Quel 4 agosto 2020, giorno dell’esplosione al porto di Beirut, è stato un punto di non ritorno per molti libanesi, già vessati dalla crisi economica che ha travolto il Paese l’inverno precedente. Per l’80% della popolazione che vive sotto la soglia di povertà, l’accesso ai beni primari è tutt’altro che scontato. La spirale inflazionistica ha trascinato la lira libanese così in basso da richiederne 29.000 per acquistare un dollaro, a fronte di un rapporto di 1.500 a 1 del 2019. “Il pane è caro, l’acqua manca, la corrente manca. Che vita è questa? Se potessi andrei via dal Libano”. Non è raro assistere a rapidi scambi di battute tra sconosciuti, in strada o sul service, dal tenore di un’amara litania sullo status quo.

Nei giorni del grande Eid, la festa del sacrificio a conclusione del pellegrinaggio alla Mecca, la tensione ai forni è sfociata in colluttazioni violente, alla ricerca di un capro espiatorio che giustificasse la scarsità di cereali e il rincaro dei prezzi. A farne le spese sono stati soprattutto i profughi siriani, fuggiti dalla guerra che dal 2011 ne attanaglia il Paese, designati a gran voce dai politici locali come i colpevoli dell’attuale carenza di pane.

Anche i rubinetti nelle case languono. Le infrastrutture per l’approvvigionamento di acqua potabile lasciano a secco gran parte degli abitanti del Libano, costretti a rivolgersi a compagnie private per il riempimento delle cisterne che coronano i tetti degli edifici, elemento diffusissimo del panorama cittadino.

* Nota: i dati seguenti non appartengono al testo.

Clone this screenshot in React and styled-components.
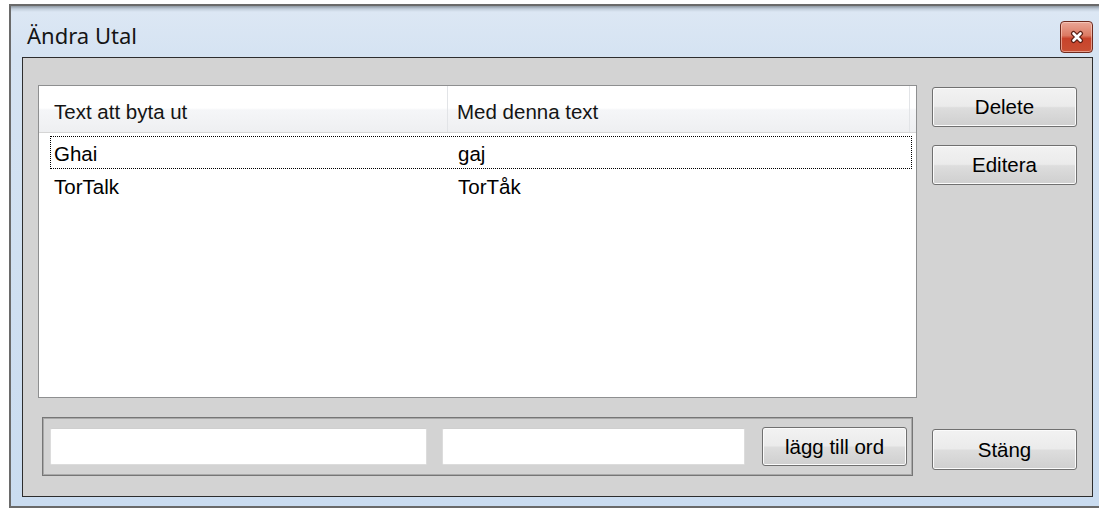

All’ora del tramonto Beirut piomba nel buio. La rete elettrica, connotata da una cronica incapacità di rispondere ai bisogni della popolazione, è collassata una prima volta nell’ottobre 2021, in un blackout lungo 24 ore. Dai campi profughi ai condomini più abbienti della capitale, chi può ricorre in maniera sempre più massiccia ai generatori privati, con costi aggiuntivi che ricadono su una cittadinanza già molto provata.

Nell’oscurità risplendono i bagliori delle fiamme. Presso il sito dell’esplosione del 2020, dei grossi silos contenenti tonnellate di grano, hanno preso fuoco nelle scorse settimane, a causa della calura estiva che batte le strade lungo la costa. Il 31 luglio parte di essi è collassata senza che vigili del fuoco ed esercito fossero riusciti a domare l’incendio. La fisionomia del porto cambia ancora a un passo dall’anniversario di quel 4 agosto di due anni fa, a dispetto di quanto voluto dai parenti delle vittime, che hanno chiesto di preservare i silos in memoria di quel tragico giorno, bloccando i tentativi delle autorità di demolirli per motivi di sicurezza.

“Sono cresciuto ad Ashrafie, al centro di Beirut. Non c’è una famiglia, tra quelle che conosco, che non abbia subito danni dall’esplosione al porto. Non ce n’è una un cui membro non ne sia stato ferito. Prendi me, la mia vita è stata irrimediabilmente colpita. Non vedevo più futuro in Libano.” Per questo Richard ha deciso di trasferirsi a Larnaca, Cipro, un piccolo centro a tre quarti d’ora d’aereo da Beirut, dove grazie ai suoi risparmi ha potuto dare avvio a un’attività commerciale.

Non tutti però hanno le risorse per ricominciare. Nei momenti di sconforto, le voci di imbarcazioni che salpano alla volta dell’Europa corrono di bocca in bocca. “Tariq al bahar”, la via del mare diviene il progetto di chi non riesce a lasciare il Paese in altro modo, di chi è stanco e non vede vie d’uscita.